Denise Brogan-Kator, chief policy officer of the Family Equality Council, which advocates on behalf of LGBTQ families, called the change “outrageous.”
“This represents another attack by this administration on the lives of the most vulnerable in our country under the pretense of religious freedom. Religious freedom is important — we protect it in the First Amendment — but it does not extend to harming others,” Brogan-Kator said.
Leslie Cooper, deputy director of the American Civil Liberties Union’s LGBT & HIV Project, said in a statement that the rule would “open the door to discrimination” in countless programs.
Supporters of the rule said that in the past, faith-based groups accepting federal grants were forced to compromise their beliefs, or else opt out of participating in foster care and adoption.
Lori Windham, senior counsel at the Becket Fund, a nonprofit group that champions religious freedom, said in a statement that HHS is repealing “a bad regulation that made it harder for faith-based foster care and adoption agencies to follow their sincere religious beliefs while serving children in need.”
The old rule, “made in the waning days of the Obama administration, with no legislative or judicial mandate, limits the good done for needy kids by faith-based agencies because of their longstanding beliefs about marriage,” Andrea Picciotti-Bayer, legal adviser for the Catholic Association Foundation, said in a statement. “Agencies that find loving foster and adoptive homes shouldn’t be subject to ideological shakedowns by the government.”
The rule is the culmination of smaller efforts by HHS to prioritize religious rights, which they say were neglected under previous administrations.

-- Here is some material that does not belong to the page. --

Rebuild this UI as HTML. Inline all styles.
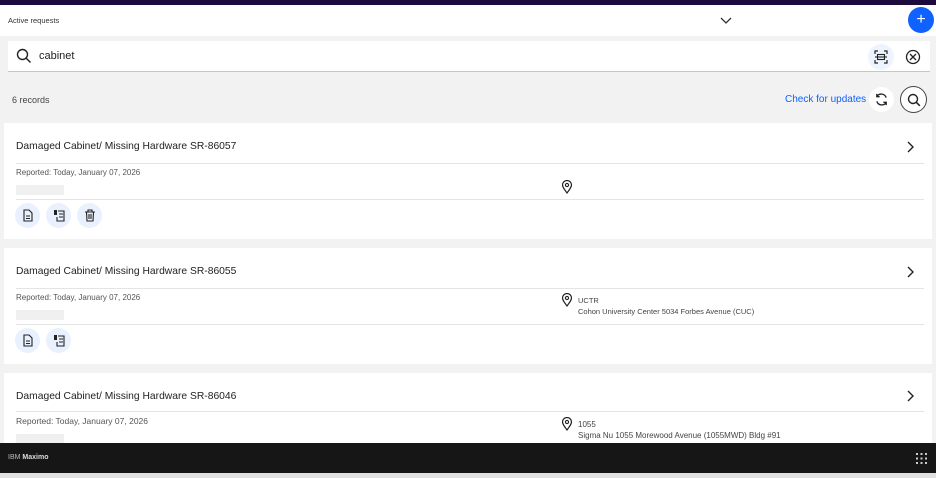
<!DOCTYPE html>
<html><head><meta charset="utf-8"><style>
*{box-sizing:border-box;margin:0;padding:0}
body{width:936px;height:478px;overflow:hidden;background:#f2f2f2;font-family:"Liberation Sans",sans-serif;color:#161616;position:relative}
.abs{position:absolute}
.card{position:absolute;left:4px;width:928px;background:#fff}
.title{position:absolute;left:12px;font-size:10.3px;color:#222}
.hr{position:absolute;left:12px;right:8px;height:1px;background:#e4e4e4}
.rep{position:absolute;left:12px;font-size:8px;color:#555}
.grey{position:absolute;left:12px;width:48px;height:10px;background:#f0f0f0}
.ib{position:absolute;width:25px;height:25px;border-radius:50%;background:#e8f1fd;display:flex;align-items:center;justify-content:center}
.chev{position:absolute;right:18px}
.loc{position:absolute;left:560px;font-size:7.5px;color:#444;line-height:11px}
</style></head><body>
<div class="abs" style="left:0;top:0;width:936px;height:5px;background:#1c0b3c"></div>
<div class="abs" style="left:0;top:5px;width:936px;height:31px;background:#fff"></div>
<div class="abs" style="left:8px;top:16px;font-size:7.5px;color:#333">Active requests</div>
<svg class="abs" style="left:720px;top:15px" width="12" height="10" viewBox="0 0 12 10"><path d="M1 3l5 5 5-5" fill="none" stroke="#333" stroke-width="1.3"/></svg>
<div class="abs" style="left:908px;top:7px;width:26px;height:26px;border-radius:50%;background:#0f62fe;color:#fff;font-size:16px;text-align:center;line-height:25px">+</div>
<div class="abs" style="left:8px;top:41px;width:922px;height:31px;background:#fff;border-bottom:1px solid #c6c6c6"></div>
<svg class="abs" style="left:16px;top:48px" width="16" height="16" viewBox="0 0 16 16"><circle cx="6.5" cy="6.5" r="5" fill="none" stroke="#222" stroke-width="1.4"/><path d="M10 10l4.5 4.5" stroke="#222" stroke-width="1.4"/></svg>
<div class="abs" style="left:39px;top:50px;font-size:11px;color:#222">cabinet</div>
<div class="abs" style="left:868px;top:44px;width:26px;height:26px;border-radius:50%;background:#edf4fe"></div>
<svg class="abs" style="left:874px;top:50px" width="14" height="14" viewBox="0 0 14 14"><path d="M1 4V1h3M10 1h3v3M13 10v3h-3M4 13H1v-3" fill="none" stroke="#222" stroke-width="1.2"/><rect x="3.5" y="4.5" width="7" height="5" fill="none" stroke="#222" stroke-width="1.1"/><path d="M1 7h12" stroke="#222" stroke-width="1.1"/></svg>
<svg class="abs" style="left:905px;top:49px" width="16" height="16" viewBox="0 0 16 16"><circle cx="8" cy="8" r="6.5" fill="none" stroke="#222" stroke-width="1.3"/><path d="M5 5l6 6M11 5l-6 6" stroke="#222" stroke-width="1.3"/></svg>
<div class="abs" style="left:12px;top:95px;font-size:9px;color:#444">6 records</div>
<div class="abs" style="left:785px;top:94px;font-size:10px;color:#0f62fe">Check for updates</div>
<div class="abs" style="left:869px;top:87px;width:25px;height:25px;border-radius:50%;background:#fff"></div>
<svg class="abs" style="left:874px;top:92px" width="15" height="15" viewBox="0 0 16 16"><path d="M13 6A5.5 5.5 0 0 0 3 5M3 10a5.5 5.5 0 0 0 10 1" fill="none" stroke="#222" stroke-width="1.4"/><path d="M3 2v3h3M13 14v-3h-3" fill="none" stroke="#222" stroke-width="1.4"/></svg>
<div class="abs" style="left:900px;top:86px;width:27px;height:27px;border-radius:50%;border:1.3px solid #444;background:#fff"></div>
<svg class="abs" style="left:906px;top:92px" width="16" height="16" viewBox="0 0 16 16"><circle cx="7" cy="7" r="4.5" fill="none" stroke="#222" stroke-width="1.4"/><path d="M10.3 10.3l3.5 3.5" stroke="#222" stroke-width="1.5"/></svg>

<div class="card" style="top:123px;height:116px">
<div class="title" style="top:18px">Damaged Cabinet/ Missing Hardware SR-86057</div>
<svg class="chev" style="top:18px" width="8" height="12" viewBox="0 0 8 12"><path d="M2 1l5 5-5 5" fill="none" stroke="#222" stroke-width="1.4"/></svg>
<div class="hr" style="top:40px"></div>
<div class="rep" style="top:45px">Reported: Today, January 07, 2026</div>
<div class="grey" style="top:62px"></div>
<svg class="abs" style="left:557px;top:57px" width="12" height="14" viewBox="0 0 12 14"><path d="M6 13C3 9 1.5 7 1.5 5a4.5 4.5 0 0 1 9 0c0 2-1.5 4-4.5 8z" fill="none" stroke="#222" stroke-width="1.2"/><circle cx="6" cy="5" r="1.6" fill="none" stroke="#222" stroke-width="1.1"/></svg>
<div class="hr" style="top:76px"></div>
<div class="ib" style="left:11px;top:80px"><svg width="12" height="13" viewBox="0 0 12 13"><path d="M2 1h5l3 3v8H2z" fill="none" stroke="#222" stroke-width="1.1"/><path d="M4 7h4M4 9.5h4" stroke="#222"/></svg></div>
<div class="ib" style="left:42px;top:80px"><svg width="12" height="13" viewBox="0 0 12 13"><rect x="1" y="1" width="3" height="5" fill="#222"/><path d="M5 2h6v10H4V8" fill="none" stroke="#222" stroke-width="1.1"/><path d="M6 5h4M6 8h4" stroke="#222"/></svg></div>
<div class="ib" style="left:73px;top:80px"><svg width="12" height="13" viewBox="0 0 12 13"><path d="M1 3h10M4 3V1h4v2M2.5 3l.5 9h6l.5-9M5 5v5M7 5v5" fill="none" stroke="#222" stroke-width="1.1"/></svg></div>
</div>

<div class="card" style="top:248px;height:116px">
<div class="title" style="top:18px">Damaged Cabinet/ Missing Hardware SR-86055</div>
<svg class="chev" style="top:18px" width="8" height="12" viewBox="0 0 8 12"><path d="M2 1l5 5-5 5" fill="none" stroke="#222" stroke-width="1.4"/></svg>
<div class="hr" style="top:40px"></div>
<div class="rep" style="top:45px">Reported: Today, January 07, 2026</div>
<div class="grey" style="top:62px"></div>
<svg class="abs" style="left:557px;top:45px" width="12" height="14" viewBox="0 0 12 14"><path d="M6 13C3 9 1.5 7 1.5 5a4.5 4.5 0 0 1 9 0c0 2-1.5 4-4.5 8z" fill="none" stroke="#222" stroke-width="1.2"/><circle cx="6" cy="5" r="1.6" fill="none" stroke="#222" stroke-width="1.1"/></svg>
<div class="loc" style="top:47px;left:574px">UCTR<br>Cohon University Center 5034 Forbes Avenue (CUC)</div>
<div class="hr" style="top:76px"></div>
<div class="ib" style="left:11px;top:80px"><svg width="12" height="13" viewBox="0 0 12 13"><path d="M2 1h5l3 3v8H2z" fill="none" stroke="#222" stroke-width="1.1"/><path d="M4 7h4M4 9.5h4" stroke="#222"/></svg></div>
<div class="ib" style="left:42px;top:80px"><svg width="12" height="13" viewBox="0 0 12 13"><rect x="1" y="1" width="3" height="5" fill="#222"/><path d="M5 2h6v10H4V8" fill="none" stroke="#222" stroke-width="1.1"/><path d="M6 5h4M6 8h4" stroke="#222"/></svg></div>
</div>

<div class="card" style="top:373px;height:80px">
<div class="title" style="top:18px">Damaged Cabinet/ Missing Hardware SR-86046</div>
<svg class="chev" style="top:17px" width="8" height="12" viewBox="0 0 8 12"><path d="M2 1l5 5-5 5" fill="none" stroke="#222" stroke-width="1.4"/></svg>
<div class="hr" style="top:38px"></div>
<div class="rep" style="top:43px;font-size:8.5px">Reported: Today, January 07, 2026</div>
<div class="grey" style="top:61px"></div>
<svg class="abs" style="left:557px;top:44px" width="12" height="14" viewBox="0 0 12 14"><path d="M6 13C3 9 1.5 7 1.5 5a4.5 4.5 0 0 1 9 0c0 2-1.5 4-4.5 8z" fill="none" stroke="#222" stroke-width="1.2"/><circle cx="6" cy="5" r="1.6" fill="none" stroke="#222" stroke-width="1.1"/></svg>
<div class="loc" style="top:46px;left:574px;font-size:8px">1055<br>Sigma Nu 1055 Morewood Avenue (1055MWD) Bldg #91</div>
</div>

<div class="abs" style="left:0;top:443px;width:936px;height:30px;background:#161616"></div>
<div class="abs" style="left:8px;top:454px;font-size:7px;color:#ddd"><span style="color:#bbb">IBM</span> <b>Maximo</b></div>
<svg class="abs" style="left:916px;top:453px" width="11" height="11" viewBox="0 0 11 11" fill="#ccc"><rect x="0" y="0" width="2" height="2"/><rect x="4.5" y="0" width="2" height="2"/><rect x="9" y="0" width="2" height="2"/><rect x="0" y="4.5" width="2" height="2"/><rect x="4.5" y="4.5" width="2" height="2"/><rect x="9" y="4.5" width="2" height="2"/><rect x="0" y="9" width="2" height="2"/><rect x="4.5" y="9" width="2" height="2"/><rect x="9" y="9" width="2" height="2"/></svg>
<div class="abs" style="left:0;top:473px;width:936px;height:5px;background:#e0e0e0"></div>
</body></html>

In January, HHS granted a waiver to South Carolina’s Miracle Hill Ministries — which requires foster-care parents to affirm their faith in Jesus Christ and refused to work with a Jewish woman seeking to be a mentor — to continue to receive federal funds. And the agency drafted a budget request seeking broad authority to allow faith-based foster-care and adoption groups that reject LGBTQ parents, non-Christians and others in federally funded child-welfare programs.
In February, President Trump made a promise to religious leaders at the National Prayer Breakfast that faith-based adoption agencies that won’t work with same-sex couples would still be able to get federal funding to “help vulnerable children find their forever families while following their deeply held beliefs.”
HHS has also drafted a “conscience” rule, the subject of a lawsuit but still set to take effect later this month, that would dramatically expand the situations in which health providers could refuse to provide services they say violate their religious or moral beliefs. In oral arguments this week, an attorney for the city of San Francisco contended that rule is so broad it could allow an ambulance driver to deny care to a woman at risk of losing her life.
HHS said on Friday it would begin immediate enforcement of the nondiscrimination change.